What you should do
Extract everything from the first line through the line with "const valueCell = 'pl-[19.6px]", both ends included, except for any pictures.

Dataset extract
---*---
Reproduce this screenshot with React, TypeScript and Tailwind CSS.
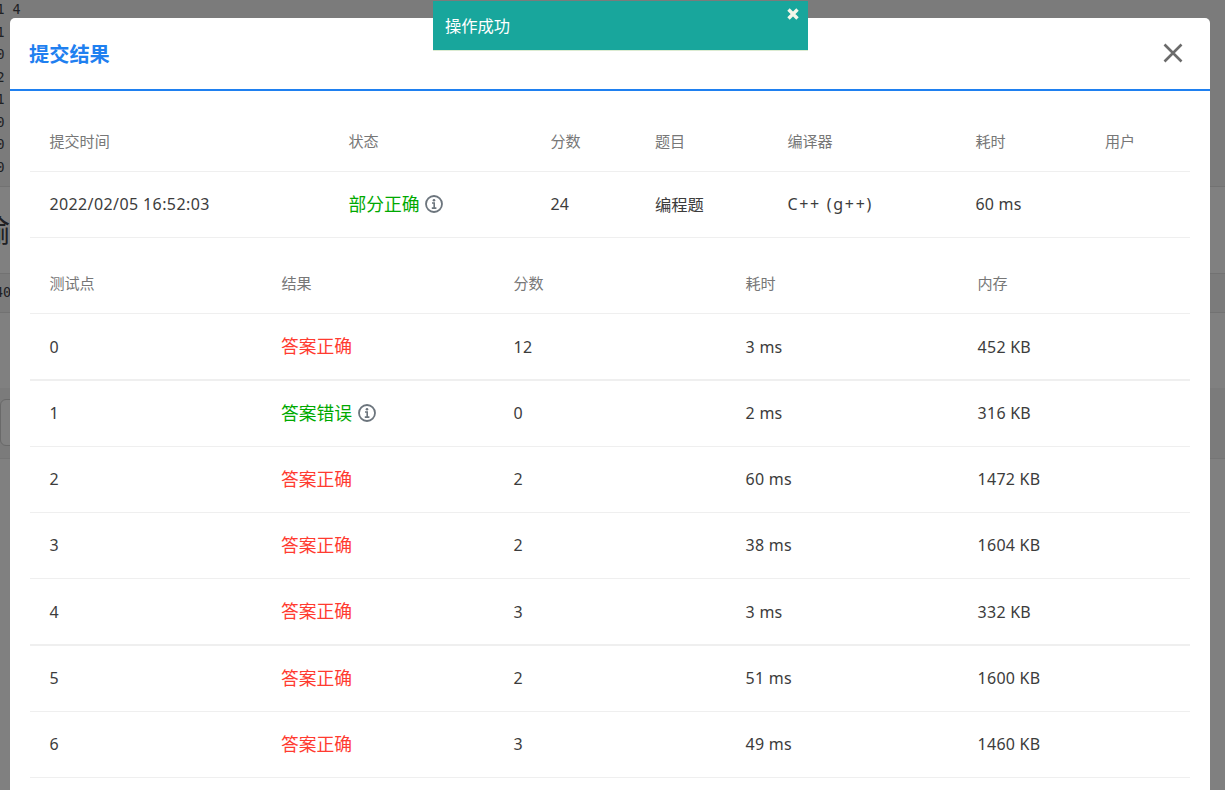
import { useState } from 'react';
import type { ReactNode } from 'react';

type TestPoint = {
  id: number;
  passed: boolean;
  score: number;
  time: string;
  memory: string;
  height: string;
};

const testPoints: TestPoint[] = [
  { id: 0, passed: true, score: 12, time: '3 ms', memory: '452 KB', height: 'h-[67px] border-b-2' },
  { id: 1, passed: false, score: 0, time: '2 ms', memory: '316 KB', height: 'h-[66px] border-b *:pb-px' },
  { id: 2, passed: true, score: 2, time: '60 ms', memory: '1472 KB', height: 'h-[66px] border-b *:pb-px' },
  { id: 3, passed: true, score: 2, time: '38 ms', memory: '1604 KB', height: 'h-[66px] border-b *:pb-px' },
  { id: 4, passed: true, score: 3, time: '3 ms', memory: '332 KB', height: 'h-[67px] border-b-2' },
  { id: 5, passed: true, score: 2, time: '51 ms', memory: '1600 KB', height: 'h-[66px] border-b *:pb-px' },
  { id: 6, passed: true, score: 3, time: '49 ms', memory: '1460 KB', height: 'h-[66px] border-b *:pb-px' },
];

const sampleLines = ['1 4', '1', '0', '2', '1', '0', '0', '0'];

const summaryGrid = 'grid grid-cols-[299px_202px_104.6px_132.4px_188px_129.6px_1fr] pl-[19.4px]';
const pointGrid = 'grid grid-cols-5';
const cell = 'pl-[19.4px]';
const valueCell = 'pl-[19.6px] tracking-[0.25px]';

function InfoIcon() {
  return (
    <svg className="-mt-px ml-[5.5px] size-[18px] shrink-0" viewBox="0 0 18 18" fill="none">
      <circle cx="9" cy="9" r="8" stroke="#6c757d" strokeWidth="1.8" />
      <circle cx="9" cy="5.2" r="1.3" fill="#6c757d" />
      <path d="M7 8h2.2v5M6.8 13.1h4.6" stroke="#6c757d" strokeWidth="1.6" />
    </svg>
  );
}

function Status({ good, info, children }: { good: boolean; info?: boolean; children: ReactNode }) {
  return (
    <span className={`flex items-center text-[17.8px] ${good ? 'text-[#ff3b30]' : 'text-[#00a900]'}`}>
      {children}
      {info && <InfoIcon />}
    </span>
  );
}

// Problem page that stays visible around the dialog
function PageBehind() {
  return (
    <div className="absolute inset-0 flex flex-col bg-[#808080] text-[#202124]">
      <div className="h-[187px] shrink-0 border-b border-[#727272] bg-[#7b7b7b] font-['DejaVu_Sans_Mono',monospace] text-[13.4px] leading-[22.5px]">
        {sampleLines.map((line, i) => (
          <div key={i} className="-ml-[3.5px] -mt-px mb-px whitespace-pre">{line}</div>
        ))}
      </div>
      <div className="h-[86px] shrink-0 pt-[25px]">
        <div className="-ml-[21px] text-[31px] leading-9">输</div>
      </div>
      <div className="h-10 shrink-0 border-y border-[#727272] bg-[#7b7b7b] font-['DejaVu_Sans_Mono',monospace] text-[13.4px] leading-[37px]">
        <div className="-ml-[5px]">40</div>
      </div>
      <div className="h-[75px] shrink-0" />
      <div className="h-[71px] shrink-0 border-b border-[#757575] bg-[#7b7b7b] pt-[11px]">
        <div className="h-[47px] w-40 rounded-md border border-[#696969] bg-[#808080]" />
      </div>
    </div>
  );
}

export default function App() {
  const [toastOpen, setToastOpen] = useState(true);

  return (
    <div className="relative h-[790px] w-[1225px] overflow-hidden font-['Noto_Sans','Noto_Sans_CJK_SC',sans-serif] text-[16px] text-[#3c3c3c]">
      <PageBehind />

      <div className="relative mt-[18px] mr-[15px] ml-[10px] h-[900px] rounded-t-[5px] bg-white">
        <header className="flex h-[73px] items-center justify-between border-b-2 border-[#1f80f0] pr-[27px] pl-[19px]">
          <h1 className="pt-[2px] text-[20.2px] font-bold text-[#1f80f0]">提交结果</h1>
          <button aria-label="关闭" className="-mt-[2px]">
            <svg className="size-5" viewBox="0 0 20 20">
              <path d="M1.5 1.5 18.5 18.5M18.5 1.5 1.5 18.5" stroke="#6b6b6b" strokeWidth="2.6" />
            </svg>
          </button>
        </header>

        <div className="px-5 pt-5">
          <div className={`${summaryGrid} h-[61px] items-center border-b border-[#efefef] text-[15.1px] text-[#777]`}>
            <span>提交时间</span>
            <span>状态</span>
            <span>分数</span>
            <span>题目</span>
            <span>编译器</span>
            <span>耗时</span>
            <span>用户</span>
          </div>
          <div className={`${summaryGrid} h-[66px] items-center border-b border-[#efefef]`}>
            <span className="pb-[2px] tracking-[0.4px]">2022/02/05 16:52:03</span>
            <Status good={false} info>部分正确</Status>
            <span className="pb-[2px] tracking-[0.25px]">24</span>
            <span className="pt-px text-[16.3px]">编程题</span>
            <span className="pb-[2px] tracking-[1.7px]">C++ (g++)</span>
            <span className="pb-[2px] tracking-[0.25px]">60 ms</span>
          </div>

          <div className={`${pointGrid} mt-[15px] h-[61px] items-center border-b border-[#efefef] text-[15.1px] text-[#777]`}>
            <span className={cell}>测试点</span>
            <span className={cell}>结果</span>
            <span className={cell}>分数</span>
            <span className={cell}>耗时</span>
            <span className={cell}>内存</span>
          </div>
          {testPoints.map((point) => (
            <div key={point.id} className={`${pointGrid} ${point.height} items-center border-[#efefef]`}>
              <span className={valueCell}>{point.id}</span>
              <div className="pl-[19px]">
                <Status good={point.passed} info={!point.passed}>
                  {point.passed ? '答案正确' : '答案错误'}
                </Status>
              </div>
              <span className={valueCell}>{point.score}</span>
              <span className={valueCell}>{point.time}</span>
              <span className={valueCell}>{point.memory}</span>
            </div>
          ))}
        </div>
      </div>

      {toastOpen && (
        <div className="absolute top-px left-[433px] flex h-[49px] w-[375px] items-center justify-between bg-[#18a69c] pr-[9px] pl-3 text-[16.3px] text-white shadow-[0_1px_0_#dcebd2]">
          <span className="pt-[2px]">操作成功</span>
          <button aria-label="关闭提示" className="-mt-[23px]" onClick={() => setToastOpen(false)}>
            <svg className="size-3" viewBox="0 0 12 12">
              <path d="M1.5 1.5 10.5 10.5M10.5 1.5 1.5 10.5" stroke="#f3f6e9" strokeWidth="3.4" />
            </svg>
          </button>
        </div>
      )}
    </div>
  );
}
---*---
Exercise result
Reproduce this screenshot with React, TypeScript and Tailwind CSS.
import { useState } from 'react';
import type { ReactNode } from 'react';

type TestPoint = {
  id: number;
  passed: boolean;
  score: number;
  time: string;
  memory: string;
  height: string;
};

const testPoints: TestPoint[] = [
  { id: 0, passed: true, score: 12, time: '3 ms', memory: '452 KB', height: 'h-[67px] border-b-2' },
  { id: 1, passed: false, score: 0, time: '2 ms', memory: '316 KB', height: 'h-[66px] border-b *:pb-px' },
  { id: 2, passed: true, score: 2, time: '60 ms', memory: '1472 KB', height: 'h-[66px] border-b *:pb-px' },
  { id: 3, passed: true, score: 2, time: '38 ms', memory: '1604 KB', height: 'h-[66px] border-b *:pb-px' },
  { id: 4, passed: true, score: 3, time: '3 ms', memory: '332 KB', height: 'h-[67px] border-b-2' },
  { id: 5, passed: true, score: 2, time: '51 ms', memory: '1600 KB', height: 'h-[66px] border-b *:pb-px' },
  { id: 6, passed: true, score: 3, time: '49 ms', memory: '1460 KB', height: 'h-[66px] border-b *:pb-px' },
];

const sampleLines = ['1 4', '1', '0', '2', '1', '0', '0', '0'];

const summaryGrid = 'grid grid-cols-[299px_202px_104.6px_132.4px_188px_129.6px_1fr] pl-[19.4px]';
const pointGrid = 'grid grid-cols-5';
const cell = 'pl-[19.4px]';
const valueCell = 'pl-[19.6px] tracking-[0.25px]';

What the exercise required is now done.